I am a sucker for fairytales.
These days, fantasy is dark and fast-paced. There are villains in the shadows with twisted plans that will keep you up at night. There are brazen heroes and maidens who don’t need rescuing.
The Book of Pearl is something else entirely.
This novel reads like something by the Grimm brothers. The Kingdoms are a lush fantasy world so beautiful in their simplicity and believable enough that they could be our own, in another age and time. That is the charm of a fairytale – it’s fantasy, but it feels like, just maybe, it could be real.
You feel heartbreak and longing for the characters.
The difference between a classic fairytale and The Book of Pearl is that you can’t help but to fall for Ilian and Olia.
There are three characters in this book:
- Ilian: a forsaken prince of the Kingdoms who was in hiding from his cruel older brother. Ilian becomes Joshua Pearl.
- Olia: a fae maiden who would give up anything for love and to right the wrongs she has caused. She and Ilian are desperately in love.
- The Narrator: We never learn his name, but he has fallen into the story of these two star-crossed lovers and he shares it with us.
The Narrator takes us back and forth between Ilian’s childhood in the Kingdoms and his adulthood in WWII-era France. The story follows his struggle to remember who he is, the girl he loves, and collect tokens of proof. He does this all while making us desperately wish we could taste just a morsel of the famous marshmallows from Maison Pearl.
Ilian and Olia have a complicated curse set upon them which leads them both to intense, deep heartbreak. Joshua Pearl (Ilian) describes maintaining his love as “keeping the grief alive”. And you long just as much as he doees to kindle the love that never had a chance to begin.
Please give this book a chance.
This book touches so many of the senses and absolutely burrowed its way into my heart. I was very apprehensive about requesting it in the first place, after hearing other bloggers describe it as “just okay” or “not for me”. I’m really, really glad I did. Let me tell you why this book is wonderful, and why I think others may have dismissed it.

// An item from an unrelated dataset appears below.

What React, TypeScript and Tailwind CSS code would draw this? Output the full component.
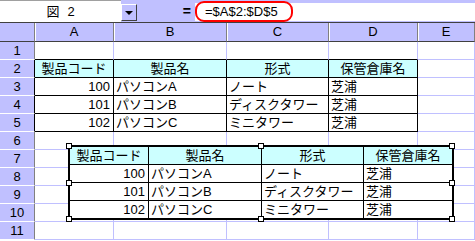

- It’s a translation. As a translation, I think we often dive in expecting there to be a bit of clunkiness. Let me put your mind to ease right now: There is not. Sarah Ardizzone has done a beautiful job of translating the story and keeping the language soft and magical.
- There are multiple POVs. Personally, multiple POVs are more likely to inspire me to pick up a book. I love seeing different sides of a story. I do also think that it can be a bit jarring if you’re not expecting it, especially if some POVs are third person, and another is first. So I am warning you now that it’s like that, and the first person POV is the narrator… which makes sense.
- There’s not a lot of action. This is a story of love and loss, and as such there’s minimal violence, very limited kissing, and I don’t believe there’s a single witty quip. This is not like the popular fantasy hitting the shelves today. This is not quite a treasure hunt, even. But it is a softer, subtler kind of magic that will warm your heart.
- This isn’t a dark fairytale. Is it just me or are most modernized fairytales and fairytale retellings really dark and dreary, which cruel twisted villains and horrible betrayal? There are villains in this book, but since the story isn’t about defeating those villians, you won’t see much of them. While this isn’t a happy book, it’s not dark and twisted either.
I guess for me, a lot of the things that turned other bloggers off this book really pulled me in. I genuinely didn’t want to put this book down every night – there’s so much between the lines that I want to know about Ilian and his quest. But the ending was the important part for these characters, and not the journey.
It was lovely. Really, really lovely.
The English translation of The Book of Pearl will be available Feburary 6, 2018. Pre-order using the links below.
The original French novel Le Livre de Perle was published in 2014 and already available, if you would like to read it in its original language.
The Book of Pearl is definitely going into the Gallery.
This is one I want to keep on my shelves. You ever read a book and love it, but get the impression that there’s more to see that you missed because you were reading with a focus on plot, or characters, or something like that? I feel like I read this book with too little specific focus and I’d like to reread it to get to know the Kingdoms better.